White everywhere. The hill I trudged up each day from the bus wasn't steep. It wasn't the kind of hill that required extra exertion on my bike. Nor was it the kind of hill you'd consider sledding unless you were anti-joy. But on this day, it felt like a hill.
We hadn't had a snow day, but it was snowy. And icy. I was stomping from the bus to home through the snow, and as I made it halfway up our hill, I could see my dad standing on the back deck talking on the cordless phone with the long antennae. He was probably explaining to my mom why he hadn't driven the two blocks to pick me up because, see, there he is, he's fine.
Then, I slipped.
I didn't go down hard; it was slow, deliberate slip. Pretty comical, except for the car that lumbered around the corner. Going maybe 7 miles an hour but completely unable to stop. My dad is fifty yards away with foot deep snow between us, and the car is bearing down.

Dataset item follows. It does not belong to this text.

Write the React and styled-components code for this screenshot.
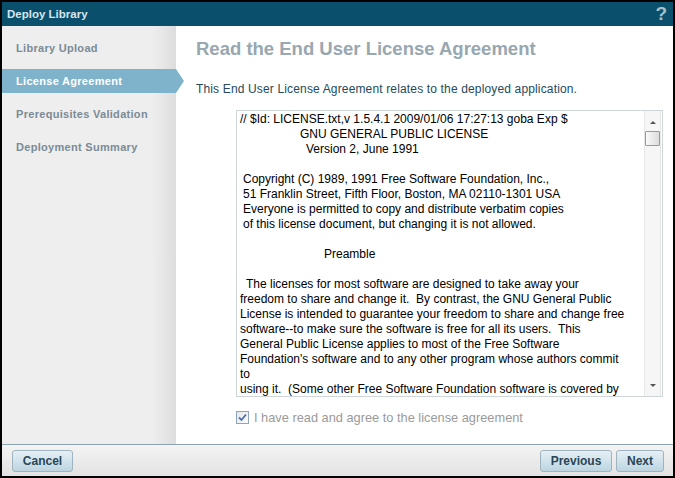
import React from "react";
import styled, { createGlobalStyle } from "styled-components";

const Global = createGlobalStyle`
  html, body { margin: 0; padding: 0; background: #fff; }
  body { font-family: "Liberation Sans", Arial, sans-serif; }
  * { box-sizing: border-box; }
`;

const Window = styled.div`
  width: 675px;
  height: 478px;
  border: 2px solid #000;
  display: flex;
  flex-direction: column;
  background: #fff;
  overflow: hidden;
`;

const TitleBar = styled.div`
  height: 24px;
  flex: none;
  background: #0a506c;
  display: flex;
  align-items: center;
  justify-content: space-between;
  padding: 0 6px 0 5px;
`;

const Title = styled.div`
  color: #d6e6ee;
  font-weight: bold;
  font-size: 11.5px;
`;

const Help = styled.div`
  color: #a8bec9;
  font-weight: bold;
  font-size: 19px;
  line-height: 20px;
`;

const Body = styled.div`
  flex: 1;
  display: flex;
  min-height: 0;
`;

const Sidebar = styled.div`
  width: 174px;
  flex: none;
  background: linear-gradient(to right, #eeeeee 0, #eeeeee 150px, #dddddd 174px);
  padding-top: 10px;
  display: flex;
  flex-direction: column;
  gap: 9px;
`;

const NavItem = styled.div`
  position: relative;
  height: 24px;
  display: flex;
  align-items: center;
  padding-left: 14px;
  font-size: 11px;
  letter-spacing: 0.3px;
  font-weight: bold;
  color: ${(p) => (p.$active ? "#ffffff" : "#7b8b95")};
  background: ${(p) => (p.$active ? "#7fb3cb" : "transparent")};
  z-index: 1;
  ${(p) =>
    p.$active &&
    `
    &::after {
      content: "";
      position: absolute;
      right: -8px;
      top: 0;
      border-top: 12px solid transparent;
      border-bottom: 12px solid transparent;
      border-left: 8px solid #7fb3cb;
    }
  `}
`;

const Content = styled.div`
  flex: 1;
  padding: 12px 10px 0 20px;
  display: flex;
  flex-direction: column;
`;

const Heading = styled.h1`
  margin: 0;
  font-size: 18.5px;
  line-height: 22px;
  font-weight: bold;
  color: #98a7b0;
`;

const Subtitle = styled.p`
  margin: 22px 0 0;
  font-size: 12px;
  letter-spacing: 0.15px;
  line-height: 14px;
  color: #234a5c;
`;

const LicenseBox = styled.div`
  margin: 14px 0 0 40px;
  height: 287px;
  border: 1px solid #cfd6da;
  display: flex;
  overflow: hidden;
`;

const LicenseText = styled.div`
  flex: 1;
  padding: 1px 0 0 3px;
  font-size: 12px;
  line-height: 15px;
  color: #000;
  overflow: hidden;
`;

const Line = styled.div`
  white-space: pre;
  height: 15px;
  padding-left: ${(p) => p.$indent || 0}px;
`;

const Scrollbar = styled.div`
  width: 17px;
  flex: none;
  margin-right: 1px;
  border-left: 1px solid #e6e6e6;
  border-right: 1px solid #e6e6e6;
  background: #f6f6f6;
  display: flex;
  flex-direction: column;
  align-items: center;
`;

const Arrow = styled.div`
  width: 0;
  height: 0;
  border-left: 3px solid transparent;
  border-right: 3px solid transparent;
  ${(p) =>
    p.$down
      ? "border-top: 3px solid #555; margin-top: auto; margin-bottom: 9px;"
      : "border-bottom: 3px solid #555; margin-top: 10px;"}
`;

const Thumb = styled.div`
  width: 15px;
  height: 15px;
  margin-top: 7px;
  border: 1px solid #9a9a9a;
  border-radius: 1px;
  background: linear-gradient(to right, #fafafa, #dcdcdc);
`;

const AgreeRow = styled.label`
  margin: 13px 0 0 40px;
  display: flex;
  align-items: center;
  gap: 5px;
  font-size: 12.8px;
  color: #9a9a9a;
`;

const CheckBox = styled.span`
  width: 13px;
  height: 13px;
  border: 1px solid #8ea4b8;
  background: linear-gradient(to bottom right, #e4e8ec, #fafbfc);
  display: flex;
  align-items: center;
  justify-content: center;
`;

const Footer = styled.div`
  height: 32px;
  flex: none;
  border-top: 1px solid #8ea3b0;
  background: linear-gradient(to bottom, #f4f4f4, #e2e2e2);
  display: flex;
  align-items: center;
  padding: 0 9px 0 10px;
  gap: 4px;
`;

const Spacer = styled.div`
  flex: 1;
`;

const Button = styled.button`
  height: 22px;
  width: ${(p) => p.$w}px;
  padding: 0;
  border: 1px solid #9fb4c0;
  border-radius: 3px;
  background: linear-gradient(to bottom, #e6f0f5, #bcd5e1);
  color: #2a4656;
  font-family: "Liberation Sans", Arial, sans-serif;
  font-weight: bold;
  font-size: 12px;
`;

const lines = [
  [0, "// $Id: LICENSE.txt,v 1.5.4.1 2009/01/06 17:27:13 goba Exp $"],
  [60, "GNU GENERAL PUBLIC LICENSE"],
  [66, "Version 2, June 1991"],
  [0, ""],
  [3, "Copyright (C) 1989, 1991 Free Software Foundation, Inc.,"],
  [3, "51 Franklin Street, Fifth Floor, Boston, MA 02110-1301 USA"],
  [3, "Everyone is permitted to copy and distribute verbatim copies"],
  [3, "of this license document, but changing it is not allowed."],
  [0, ""],
  [84, "Preamble"],
  [0, ""],
  [6, "The licenses for most software are designed to take away your"],
  [0, "freedom to share and change it.  By contrast, the GNU General Public"],
  [0, "License is intended to guarantee your freedom to share and change free"],
  [0, "software--to make sure the software is free for all its users.  This"],
  [0, "General Public License applies to most of the Free Software"],
  [0, "Foundation's software and to any other program whose authors commit"],
  [0, "to"],
  [0, "using it.  (Some other Free Software Foundation software is covered by"],
];

const nav = [
  "Library Upload",
  "License Agreement",
  "Prerequisites Validation",
  "Deployment Summary",
];

export default function App() {
  return (
    <>
      <Global />
      <Window>
        <TitleBar>
          <Title>Deploy Library</Title>
          <Help>?</Help>
        </TitleBar>
        <Body>
          <Sidebar>
            {nav.map((n) => (
              <NavItem key={n} $active={n === "License Agreement"}>
                {n}
              </NavItem>
            ))}
          </Sidebar>
          <Content>
            <Heading>Read the End User License Agreement</Heading>
            <Subtitle>
              This End User License Agreement relates to the deployed application.
            </Subtitle>
            <LicenseBox>
              <LicenseText>
                {lines.map(([ind, t], i) => (
                  <Line key={i} $indent={ind}>
                    {t}
                  </Line>
                ))}
              </LicenseText>
              <Scrollbar>
                <Arrow />
                <Thumb />
                <Arrow $down />
              </Scrollbar>
            </LicenseBox>
            <AgreeRow>
              <CheckBox>
                <svg width="9" height="9" viewBox="0 0 9 9">
                  <path
                    d="M1 4.5 L3.5 7 L8 1.5"
                    fill="none"
                    stroke="#4a6fa8"
                    strokeWidth="1.8"
                  />
                </svg>
              </CheckBox>
              I have read and agree to the license agreement
            </AgreeRow>
          </Content>
        </Body>
        <Footer>
          <Button $w={61}>Cancel</Button>
          <Spacer />
          <Button $w={72}>Previous</Button>
          <Button $w={48}>Next</Button>
        </Footer>
      </Window>
    </>
  );
}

Spoiler alert: I'm still alive.
Strangely, it was all in slow motion. I don't mean that I could see each snow flake as it fell, registered the look on the driver's face, and my dad's voice came to me through some sort of low register voice bender machine. What I mean is that the car and I had the same problem. I was down, covered in mittens, snow boots, bulky coat, and snow pants, and panicking. My backpack was sprawled a foot away from me, and I was flailing and flopping slowly, weighed down by scarf and hat and gloves. I couldn't get any purchase.

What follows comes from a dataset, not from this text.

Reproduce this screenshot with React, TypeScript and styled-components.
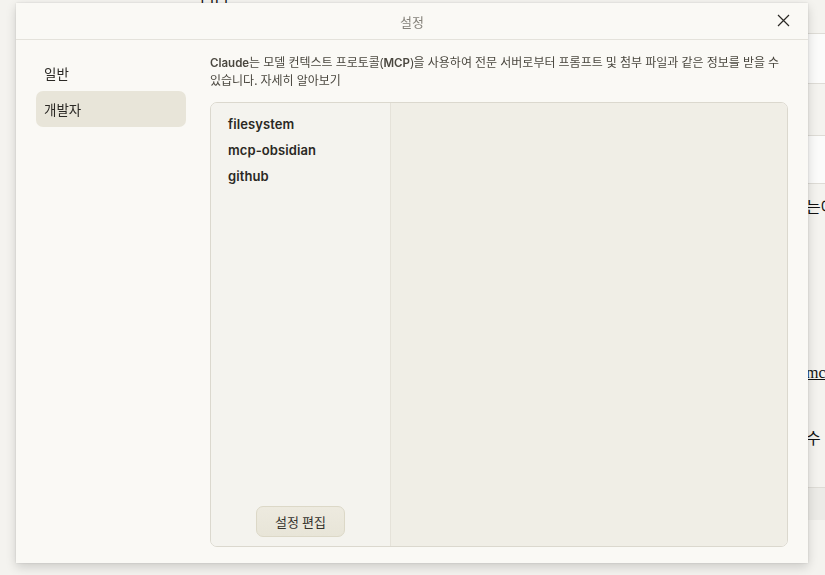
import React from "react";
import styled, { createGlobalStyle } from "styled-components";

const GlobalStyle = createGlobalStyle`
  html, body { margin: 0; padding: 0; }
  body {
    background: #f2f1ed;
    font-family: "Noto Sans", "Noto Sans CJK KR", sans-serif;
    width: 825px;
    height: 575px;
    overflow: hidden;
  }
`;

/* ---------- background page (mostly hidden behind the dialog) ---------- */
const BgPage = styled.div`
  width: 825px;
  height: 575px;
  background: #f4f3ef;
  font-family: "Liberation Serif", "Noto Sans CJK KR", serif;
  color: #111;
  display: flex;
  flex-direction: column;
`;

const BgTop = styled.div`
  height: 33px;
  position: relative;
  font-size: 16px;
  line-height: 10px;
  padding-left: 200px;
  overflow: hidden;
`;

const BgField = styled.div<{ $h: number; $mt: number }>`
  height: ${(p) => p.$h}px;
  margin-top: ${(p) => p.$mt}px;
  margin-left: 780px;
  background: #fbfbfa;
  border-top: 1px solid #dedcd6;
  border-bottom: 1px solid #dedcd6;
`;

const BgText = styled.div<{ $mt: number }>`
  margin-top: ${(p) => p.$mt}px;
  padding-left: 806px;
  font-size: 16px;
  line-height: 20px;
  white-space: nowrap;
  overflow: hidden;
`;

const BgLink = styled.span`
  text-decoration: underline;
`;

const BgFooter = styled.div`
  margin-top: 38px;
  margin-left: 780px;
  height: 32px;
  background: #ecebe7;
  border-top: 1px solid #dedcd6;
`;

/* ---------- dialog ---------- */
const Overlay = styled.div`
  position: fixed;
  inset: 0;
`;

const Dialog = styled.div`
  position: absolute;
  left: 16px;
  top: 3px;
  width: 792px;
  height: 560px;
  background: #faf9f5;
  box-shadow: 0 4px 10px rgba(0, 0, 0, 0.16), 0 0 2px rgba(0, 0, 0, 0.12);
  display: flex;
  flex-direction: column;
  color: #3d3a33;
`;

const Header = styled.div`
  height: 36px;
  flex: 0 0 36px;
  border-bottom: 1px solid #e4e2db;
  display: flex;
  align-items: center;
  justify-content: center;
  position: relative;
`;

const Title = styled.div`
  font-size: 13px;
  color: #85827b;
`;

const CloseButton = styled.button`
  position: absolute;
  right: 17px;
  top: 9px;
  width: 16px;
  height: 16px;
  padding: 0;
  border: none;
  background: transparent;
  display: flex;
  align-items: center;
  justify-content: center;
  cursor: pointer;
`;

const Body = styled.div`
  flex: 1;
  display: flex;
  gap: 24px;
  padding: 14px 20px 16px 20px;
  min-height: 0;
`;

const Sidebar = styled.nav`
  width: 150px;
  flex: 0 0 150px;
  display: flex;
  flex-direction: column;
  padding-top: 1px;
`;

const NavItem = styled.div<{ $active?: boolean }>`
  height: 36px;
  display: flex;
  align-items: center;
  padding-left: 8px;
  border-radius: 7px;
  font-size: 13.5px;
  color: #2b2925;
  background: ${(p) => (p.$active ? "#e8e5d9" : "transparent")};
`;

const Content = styled.div`
  flex: 1;
  display: flex;
  flex-direction: column;
  min-width: 0;
`;

const Description = styled.p`
  margin: 0;
  font-size: 12px;
  line-height: 17px;
  color: #4a473f;
`;

const Strong = styled.span`
  font-family: "Inter", "Noto Sans CJK KR", sans-serif;
  font-weight: 600;
  font-size: 11.5px;
`;

const Panel = styled.div`
  margin-top: 13px;
  flex: 1;
  border: 1px solid #dbd8ce;
  border-radius: 7px;
  display: flex;
  overflow: hidden;
`;

const ServerColumn = styled.div`
  width: 179px;
  flex: 0 0 179px;
  background: #f4f3ee;
  border-right: 1px solid #e5e2d9;
  display: flex;
  flex-direction: column;
  padding: 8px 0 9px 0;
`;

const ServerList = styled.ul`
  list-style: none;
  margin: 0;
  padding: 0;
  flex: 1;
`;

const ServerItem = styled.li`
  height: 26px;
  display: flex;
  align-items: center;
  padding-left: 17px;
  font-family: "Inter", "Noto Sans", sans-serif;
  font-weight: 600;
  font-size: 13px;
  color: #2a2823;
  letter-spacing: 0.1px;
`;

const EditButton = styled.button`
  align-self: center;
  width: 89px;
  height: 31px;
  border: 1px solid #dcd8c7;
  border-radius: 7px;
  background: linear-gradient(#edeadf, #e8e5d8);
  font-family: "Noto Sans CJK KR", sans-serif;
  font-size: 13px;
  color: #35332d;
  cursor: pointer;
`;

const DetailColumn = styled.div`
  flex: 1;
  background: #f0eee6;
`;

export default function App() {
  const servers = ["filesystem", "mcp-obsidian", "github"];
  return (
    <>
      <GlobalStyle />
      <BgPage>
        <BgTop>니다</BgTop>
        <BgField $h={49} $mt={0} />
        <BgField $h={47} $mt={51} />
        <BgText $mt={14}>는에</BgText>
        <BgText $mt={145}>
          <BgLink>mc</BgLink>
        </BgText>
        <BgText $mt={46}>수 있</BgText>
        <BgFooter />
      </BgPage>
      <Overlay>
        <Dialog>
          <Header>
            <Title>설정</Title>
            <CloseButton aria-label="닫기">
              <svg width="13" height="13" viewBox="0 0 13 13">
                <path d="M1 1 L12 12 M12 1 L1 12" stroke="#2b2925" strokeWidth="1.2" fill="none" />
              </svg>
            </CloseButton>
          </Header>
          <Body>
            <Sidebar>
              <NavItem>일반</NavItem>
              <NavItem $active>개발자</NavItem>
            </Sidebar>
            <Content>
              <Description>
                <Strong>Claude</Strong>는 모델 컨텍스트 프로토콜(<Strong>MCP</Strong>)을 사용하여 전문 서버로부터
                프롬프트 및 첨부 파일과 같은 정보를 받을 수 있습니다. 자세히 알아보기
              </Description>
              <Panel>
                <ServerColumn>
                  <ServerList>
                    {servers.map((s) => (
                      <ServerItem key={s}>{s}</ServerItem>
                    ))}
                  </ServerList>
                  <EditButton>설정 편집</EditButton>
                </ServerColumn>
                <DetailColumn />
              </Panel>
            </Content>
          </Body>
        </Dialog>
      </Overlay>
    </>
  );
}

The car didn't have it any better. It just kept creeping, front tires turning back and forth to no effect. I remember thinking, 'This would be a stupid way to do die.' And then I imagined that the car would probably just bump into me and stop, like those concrete blocks at the end of parking spaces. I'll just be a curb.
But those thoughts were happening somewhere else while the rest of me wriggled and walrused away to the easier traction of the snow on the side of the road.
It was not a close call. As a matter of fact, as the car rolled past, I felt shame for panicking so hard. I didn't look at the driver. Shaken, I clomped across the backyards between me and my father and up the stairs of our deck. When I walked in the house, my dad and I had an awkward laugh at my not-that-near-death experience, and I went to play Nintendo Golf. I didn't even think to recount the story to my mom later.
It's a strangely sobering moment to reconsider. As a parent, I can't imagine the horror my dad must have felt being unable to do anything than watch as I seemed to poise to have the most ridiculous and hilarious accidental death possible for a pre-teen. What a conflict.
Glad we dodged that incredibly slow bullet.